La Libye a annoncé le lancement d’un appel d’offres pour l’exploitation de nouveaux blocs pétroliers, une première depuis 17 ans. Cette initiative a été dévoilée lundi 3 mars par Masoud Suleiman, président par intérim de la Compagnie Nationale du Pétrole (NOC). Avec cette ouverture aux investisseurs étrangers, le pays cherche à moderniser son secteur énergétique et à relancer l’exploration, malgré un contexte politique et sécuritaire fragile.
Longtemps confrontée à l’instabilité, la Libye peine à maintenir une production pétrolière stable, les affrontements entre factions rivales entraînant régulièrement la fermeture de sites d’extraction. Ces interruptions sont justifiées par les autorités comme des « cas de force majeure », rendant difficile toute planification à long terme.
Malgré ces défis, plusieurs multinationales ont repris leurs activités d’exploration. En 2023, des compagnies comme l’italienne Eni, l’OMV autrichienne et la britannique BP ont relancé leurs opérations en Libye. En janvier de la même année, Eni a signé un accord de 8 milliards de dollars avec la NOC pour développer la production gazière du pays.
Une relance stratégique malgré les incertitudes
Le gouvernement d’Abdelhamid Dbeibah ne souhaite pas attendre la mise en place d’une nouvelle administration issue d’élections pour attirer davantage d’investissements étrangers. Le Premier ministre insiste sur l’importance du développement du secteur gazier, avertissant que le pays pourrait faire face à une crise énergétique si des mesures ne sont pas prises rapidement.
Toutefois, la gestion des revenus pétroliers suscite des interrogations.
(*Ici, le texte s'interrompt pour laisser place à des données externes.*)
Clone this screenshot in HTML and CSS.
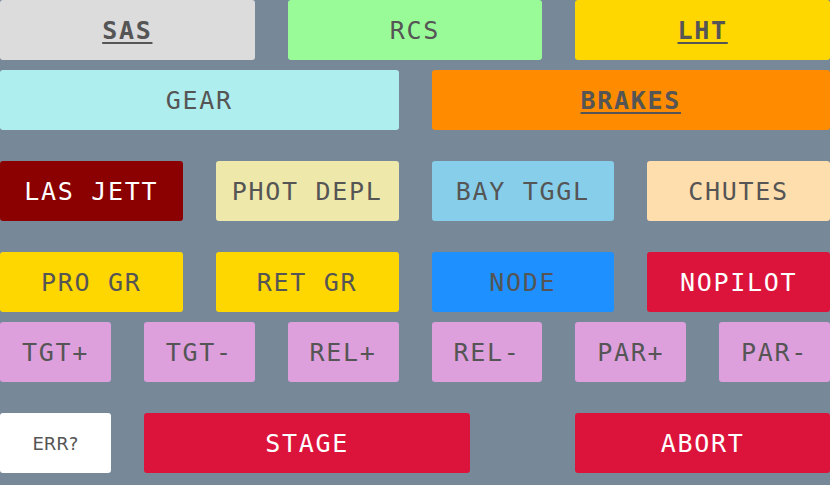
FILE: index.html
```html
<!DOCTYPE html>
<html lang="en">
<head>
    <meta charset="UTF-8">
    <meta name="viewport" content="width=device-width, initial-scale=1.0">
    <title>Control Panel</title>
    <link rel="stylesheet" href="styles.css">
</head>
<body>
    <div class="panel">
        <div class="group">
            <div class="row">
                <div class="btn span4 sas active">SAS</div>
                <div class="btn span4 rcs">RCS</div>
                <div class="btn span4 lht active">LHT</div>
            </div>
            <div class="row">
                <div class="btn span6 gear">GEAR</div>
                <div class="btn span6 brakes active">BRAKES</div>
            </div>
        </div>
        <div class="group">
            <div class="row">
                <div class="btn span3 las light">LAS JETT</div>
                <div class="btn span3 phot">PHOT DEPL</div>
                <div class="btn span3 bay">BAY TGGL</div>
                <div class="btn span3 chutes">CHUTES</div>
            </div>
        </div>
        <div class="group">
            <div class="row">
                <div class="btn span3 gr">PRO GR</div>
                <div class="btn span3 gr">RET GR</div>
                <div class="btn span3 node">NODE</div>
                <div class="btn span3 red light">NOPILOT</div>
            </div>
            <div class="row">
                <div class="btn span2 tgt">TGT+</div>
                <div class="btn span2 tgt">TGT-</div>
                <div class="btn span2 tgt">REL+</div>
                <div class="btn span2 tgt">REL-</div>
                <div class="btn span2 tgt">PAR+</div>
                <div class="btn span2 tgt">PAR-</div>
            </div>
        </div>
        <div class="group">
            <div class="row">
                <div class="btn span2 err">ERR?</div>
                <div class="btn span5 red light">STAGE</div>
                <div class="btn span4 start9 red light">ABORT</div>
            </div>
        </div>
    </div>
</body>
</html>
```

FILE: styles.css
```css
body {
    margin: 0;
    background-color: #778899;
    font-family: "DejaVu Sans Mono", monospace;
}
.panel {
    display: flex;
    flex-direction: column;
    gap: 31px;
    width: 830px;
}
.group {
    display: flex;
    flex-direction: column;
    gap: 10px;
}
.row {
    display: grid;
    grid-template-columns: repeat(12, 1fr);
    column-gap: 33px;
}
.btn {
    height: 60px;
    display: flex;
    justify-content: center;
    align-items: center;
    border-radius: 3px;
    font-size: 25px;
    letter-spacing: 1.7px;
    color: #555;
}
.span2 { grid-column: span 2; }
.span3 { grid-column: span 3; }
.span4 { grid-column: span 4; }
.span5 { grid-column: span 5; }
.span6 { grid-column: span 6; }
.start9 { grid-column: 9 / span 4; }

.active {
    font-weight: bold;
    text-decoration: underline;
    text-underline-offset: 3px;
}
.light { color: #fff; }

.sas { background-color: #dcdcdc; }
.rcs { background-color: #98fb98; }
.lht { background-color: #ffd700; }
.gear { background-color: #afeeee; }
.brakes { background-color: #ff8c00; }
.las { background-color: #8b0000; }
.phot { background-color: #eee8aa; }
.bay { background-color: #87ceeb; }
.chutes { background-color: #ffdead; }
.gr { background-color: #ffd700; }
.node { background-color: #1e90ff; }
.red { background-color: #dc143c; }
.tgt { background-color: #dda0dd; }
.err {
    background-color: #fff;
    font-family: "DejaVu Sans", sans-serif;
    font-size: 18px;
    letter-spacing: 0;
}
```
De nombreuses voix, y compris au sein des instances internationales, réclament plus de transparence, sans pour autant obtenir de réponses claires de la part des autorités de Tripoli.
Pétrole et tensions géopolitiques
L’appel d’offres suscite des inquiétudes au sein de la population. Certains Libyens craignent que les revenus du pétrole ne continuent d’alimenter les rivalités entre groupes armés et de renforcer la corruption omniprésente dans le pays. Le rôle des milices dans la gestion des ressources pétrolières reste un sujet sensible, d’autant plus que certaines sont accusées d’entretenir des circuits de contrebande.
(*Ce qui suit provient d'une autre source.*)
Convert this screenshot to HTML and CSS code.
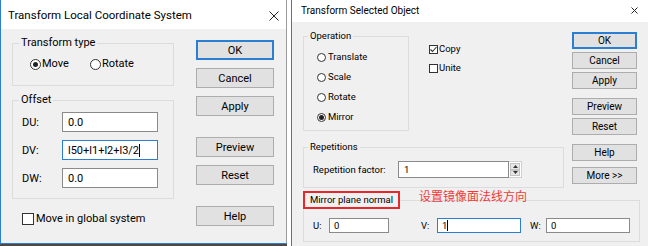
FILE: index.html
```html
<!DOCTYPE html>
<html lang="en">
<head>
  <meta charset="UTF-8">
  <title>Transform dialogs</title>
  <link rel="stylesheet" href="styles.css">
</head>
<body>

  <div class="screen">

    <!-- left dialog -->
    <div class="frame-local">
      <div class="dialog dialog-local">
        <div class="titlebar">
          <span class="title">Transform Local Coordinate System</span>
          <svg class="close" width="10" height="10" viewBox="0 0 10 10"><path d="M0.5 0.5 L9.5 9.5 M9.5 0.5 L0.5 9.5" stroke="#222" stroke-width="1"/></svg>
        </div>
        <div class="dialog-body">
          <div class="main-col">
            <fieldset class="group group-type">
              <legend>Transform type</legend>
              <div class="radio-row">
                <label class="radio"><span class="radio-mark checked"></span>Move</label>
                <label class="radio radio-rotate"><span class="radio-mark"></span>Rotate</label>
              </div>
            </fieldset>
            <fieldset class="group group-offset">
              <legend>Offset</legend>
              <div class="field"><span class="field-label">DU:</span><span class="textbox">0.0</span></div>
              <div class="field"><span class="field-label">DV:</span><span class="textbox focused">l50+l1+l2+l3/2<span class="caret"></span></span></div>
              <div class="field"><span class="field-label">DW:</span><span class="textbox">0.0</span></div>
            </fieldset>
            <label class="check check-global"><span class="check-mark"></span>Move in global system</label>
          </div>
          <div class="button-col">
            <button class="btn btn-default">OK</button>
            <button class="btn">Cancel</button>
            <button class="btn">Apply</button>
            <button class="btn btn-sep">Preview</button>
            <button class="btn">Reset</button>
            <button class="btn btn-sep">Help</button>
          </div>
        </div>
      </div>
    </div>

    <!-- right dialog -->
    <div class="dialog dialog-object">
      <div class="titlebar">
        <span class="title">Transform Selected Object</span>
        <svg class="close" width="7" height="7" viewBox="0 0 7 7"><path d="M0.5 0.5 L6.5 6.5 M6.5 0.5 L0.5 6.5" stroke="#222" stroke-width="1"/></svg>
      </div>
      <div class="dialog-body">
        <div class="top-row">
          <div class="left-area">
            <div class="op-row">
              <fieldset class="group group-op">
                <legend>Operation</legend>
                <label class="radio"><span class="radio-mark"></span>Translate</label>
                <label class="radio"><span class="radio-mark"></span>Scale</label>
                <label class="radio"><span class="radio-mark"></span>Rotate</label>
                <label class="radio"><span class="radio-mark checked"></span>Mirror</label>
              </fieldset>
              <div class="check-col">
                <label class="check"><span class="check-mark">
                  <svg width="9" height="9" viewBox="0 0 9 9"><path d="M1.5 4.5 L3.5 6.5 L7.5 2" fill="none" stroke="#333" stroke-width="1.1"/></svg>
                </span>Copy</label>
                <label class="check"><span class="check-mark"></span>Unite</label>
              </div>
            </div>
            <fieldset class="group group-rep">
              <legend>Repetitions</legend>
              <div class="field">
                <span class="field-label">Repetition factor:</span>
                <span class="textbox">1</span>
                <span class="spinner">
                  <span class="spin-btn"><svg width="5" height="3" viewBox="0 0 5 3"><path d="M0 3 L2.5 0 L5 3 Z" fill="#333"/></svg></span>
                  <span class="spin-btn"><svg width="5" height="3" viewBox="0 0 5 3"><path d="M0 0 L2.5 3 L5 0 Z" fill="#333"/></svg></span>
                </span>
              </div>
            </fieldset>
          </div>
          <div class="button-col">
            <button class="btn btn-default">OK</button>
            <button class="btn">Cancel</button>
            <button class="btn">Apply</button>
            <button class="btn btn-sep">Preview</button>
            <button class="btn">Reset</button>
            <button class="btn btn-sep">Help</button>
            <button class="btn btn-more">More &gt;&gt;</button>
          </div>
        </div>
        <fieldset class="group group-mirror">
          <legend>Mirror plane normal</legend>
          <div class="uvw-row">
            <span class="field-label">U:</span><span class="textbox tb-u">0</span>
            <span class="field-label label-v">V:</span><span class="textbox tb-v focused">1<span class="caret"></span></span>
            <span class="field-label label-w">W:</span><span class="textbox tb-w">0</span>
          </div>
        </fieldset>
      </div>
      <span class="note">设置镜像面法线方向</span>
    </div>

  </div>

</body>
</html>
```

FILE: styles.css
```css
* {
  box-sizing: border-box;
}

body {
  margin: 0;
  background-color: #fff;
  font-family: 'Roboto', 'Noto Sans', sans-serif;
  color: #000;
}

.screen {
  display: flex;
  width: 648px;
  height: 246px;
  overflow: hidden;
}

/* common window parts */
.dialog {
  background-color: #f0f0f0;
  display: flex;
  flex-direction: column;
}

.titlebar {
  background-color: #fff;
  display: flex;
  align-items: center;
  justify-content: space-between;
}

.group {
  margin: 0;
  border: 1px solid #dcdcdc;
  padding: 0;
  min-width: 0;
}

.group legend {
  padding: 0 2px;
}

.btn {
  display: block;
  width: 100%;
  margin: 0;
  padding: 0;
  font-family: inherit;
  color: #000;
  background-color: #e1e1e1;
  border: 1px solid #adadad;
}

.btn-default {
  border: 2px solid #2a7fd2;
}

.textbox {
  display: inline-flex;
  align-items: center;
  background-color: #fff;
  border: 1px solid #8a8a8a;
}

.textbox.focused {
  border-color: #2a7fd2;
}

.caret {
  display: inline-block;
  width: 1px;
  background-color: #000;
}

.radio, .check {
  display: flex;
  align-items: center;
}

.radio-mark {
  border: 1px solid #333;
  border-radius: 50%;
  background-color: #fff;
  display: flex;
  align-items: center;
  justify-content: center;
}

.radio-mark.checked::after {
  content: "";
  border-radius: 50%;
  background-color: #222;
}

.check-mark {
  border: 1px solid #333;
  background-color: #fff;
  display: flex;
}

/* left dialog */
.frame-local {
  width: 287px;
  height: 246px;
  background-color: #4a4a4a;
  flex-shrink: 0;
}

.dialog-local {
  height: 244px;
  border-left: 1px solid #2b7fd3;
  border-right: 1px solid #9a9a9a;
  border-bottom: 1px solid #2b7fd3;
  font-size: 11px;
}

.dialog-local .titlebar {
  height: 29px;
  padding: 1px 7px 0 7px;
}

.dialog-local .title {
  font-size: 11.5px;
}

.dialog-local .close {
  margin-top: 2px;
}

.dialog-local .dialog-body {
  display: flex;
  padding-left: 11px;
}

.dialog-local .main-col {
  width: 162px;
}

.dialog-local .group {
  padding: 0 0 0 6px;
}

.dialog-local .group legend {
  line-height: 14px;
}

.group-type {
  margin-top: 7px;
  padding-bottom: 14px !important;
}

.radio-row {
  display: flex;
  margin: 7px 0 0 11px;
  line-height: 14px;
}

.dialog-local .radio-mark {
  width: 11px;
  height: 11px;
  margin-right: 1px;
}

.dialog-local .radio-mark.checked::after {
  width: 5px;
  height: 5px;
}

.radio-rotate {
  margin-left: 21px;
}

.group-offset {
  margin-top: 7px;
  padding-bottom: 10px !important;
}

.group-offset .field {
  display: flex;
  align-items: center;
  margin: 5px 0 0 3px;
}

.group-offset .field + .field {
  margin-top: 8px;
}

.group-offset .field-label {
  width: 40px;
}

.group-offset .textbox {
  width: 96px;
  height: 20px;
  padding-left: 5px;
}

.group-offset .caret {
  height: 13px;
}

.check-global {
  margin: 13px 0 0 10px;
  line-height: 14px;
}

.check-global .check-mark {
  width: 12px;
  height: 12px;
  margin-right: 2px;
}

.dialog-local .button-col {
  width: 78px;
  margin: 11px 0 0 22px;
}

.dialog-local .btn {
  height: 20px;
  font-size: 11px;
  margin-top: 8px;
}

.dialog-local .btn:first-child {
  margin-top: 0;
}

.dialog-local .btn-sep {
  margin-top: 21px;
}

/* right dialog */
.dialog-object {
  position: relative;
  margin-left: 4px;
  width: 357px;
  height: 246px;
  flex-shrink: 0;
  border-left: 1px solid #2b7fd3;
  font-size: 9.5px;
}

.dialog-object .titlebar {
  height: 22px;
  padding: 0 10px 1px 9px;
}

.dialog-object .title {
  font-size: 10px;
}

.dialog-object .dialog-body {
  padding-left: 11px;
}

.top-row {
  display: flex;
}

.left-area {
  width: 261px;
}

.op-row {
  display: flex;
}

.dialog-object .group legend {
  line-height: 12px;
}

.group-op {
  width: 106px;
  margin-top: 8px;
  padding: 0 0 6px 4px;
}

.group-op .radio {
  margin: 6px 0 0 9px;
  line-height: 14px;
}

.group-op .radio:first-of-type {
  margin-top: 8px;
}

.dialog-object .radio-mark {
  width: 9px;
  height: 9px;
  margin-right: 2px;
}

.dialog-object .radio-mark.checked::after {
  width: 5px;
  height: 5px;
}

.check-col {
  margin: 20px 0 0 20px;
}

.check-col .check {
  line-height: 14px;
  margin-bottom: 5px;
}

.check-col .check-mark {
  width: 9px;
  height: 9px;
  margin-right: 1px;
  position: relative;
}

.check-col .check-mark svg {
  position: absolute;
  left: -1px;
  top: -1px;
}

.group-rep {
  margin-top: 10px;
  padding: 0 0 9px 4px;
}

.group-rep .field {
  display: flex;
  align-items: center;
  margin: 8px 0 0 5px;
}

.group-rep .field-label {
  width: 85px;
}

.group-rep .textbox {
  width: 111px;
  height: 17px;
  padding-left: 5px;
}

.spinner {
  width: 13px;
  height: 17px;
  display: flex;
  flex-direction: column;
  padding: 1px;
  background-color: #fff;
  border: 1px solid #d0d0d0;
  border-left: none;
}

.spin-btn {
  flex: 1;
  display: flex;
  align-items: center;
  justify-content: center;
  background-color: #e6e6e6;
  border: 1px solid #c4c4c4;
}

.dialog-object .button-col {
  width: 65px;
  margin: 10px 0 0 8px;
}

.dialog-object .btn {
  height: 17px;
  font-size: 10px;
  margin-top: 3px;
}

.dialog-object .btn:first-child {
  margin-top: 0;
}

.dialog-object .btn-sep {
  margin-top: 9px;
}

.dialog-object .btn-more {
  margin-top: 6px;
}

.group-mirror {
  width: 337px;
  margin-top: 3px;
  padding: 0 0 8px 0;
}

.group-mirror legend {
  width: 97px;
  margin-left: -1px;
  padding: 0 0 0 5px;
  line-height: 14px !important;
  border: 2px solid #e8262b;
  white-space: nowrap;
}

.uvw-row {
  display: flex;
  align-items: center;
  margin: 9px 0 0 9px;
}

.uvw-row .field-label {
  width: 16px;
}

.uvw-row .textbox {
  height: 15px;
  padding-left: 4px;
}

.uvw-row .caret {
  height: 11px;
}

.tb-u {
  width: 60px;
}

.label-v {
  margin-left: 32px;
}

.tb-v, .tb-w {
  width: 84px;
}

.label-w {
  margin-left: 9px;
}

.note {
  position: absolute;
  left: 127px;
  top: 188px;
  font-family: 'Noto Sans CJK SC', sans-serif;
  font-size: 12px;
  line-height: 16px;
  color: #f03a3a;
}
```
L’ouverture du secteur pourrait également attiser les tensions avec des acteurs régionaux et internationaux soucieux de préserver leurs intérêts en Libye. L’accord signé en 2019 avec la Turquie pour l’exploration gazière en Méditerranée avait provoqué de vives réactions en Égypte et en Grèce, illustrant la dimension géopolitique de ces enjeux énergétiques.
Un climat d’incertitude juridique et institutionnelle
Des figures politiques libyennes expriment aussi leur opposition à cet appel d’offres. Selon le député Abou Salah Chalabi, lancer de nouveaux projets pétroliers dans un contexte de crise sécuritaire viole les législations en vigueur et ne ferait que prolonger la mainmise du gouvernement de Tripoli sur les ressources du pays.
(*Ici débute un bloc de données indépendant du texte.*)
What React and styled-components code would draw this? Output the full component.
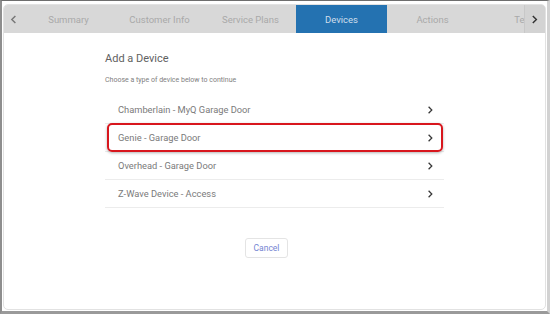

En janvier 2025, Khalifa Abdel Sadek, ministre par intérim du Pétrole, avait estimé que la Libye nécessitait entre 3 et 4 milliards de dollars d’investissements pour atteindre une production de 1,6 million de barils par jour, avec un objectif de 2 millions d’ici 2027. Toutefois, les divisions internes fragilisent la gouvernance du secteur : la NOC est dirigée par un président par intérim, et le poste de ministre du Pétrole fait l’objet de querelles juridiques après la destitution de son prédécesseur.
Objectif : 2 millions de barils par jour
La production actuelle de la Libye dépasse 1,4 million de barils par jour, mais le pays bénéficie d’une exemption des quotas de l’OPEP, lui permettant d’ajuster son extraction sans contrainte. Toutefois, cette dynamique pourrait être freinée par l’instabilité persistante et les incertitudes sur la légitimité des contrats signés avec des acteurs étrangers.
Alors que Tripoli cherche à séduire de nouveaux investisseurs, ces derniers restent prudents face aux tensions politiques et aux rivalités internes qui continuent de peser sur l’avenir du secteur pétrolier libyen.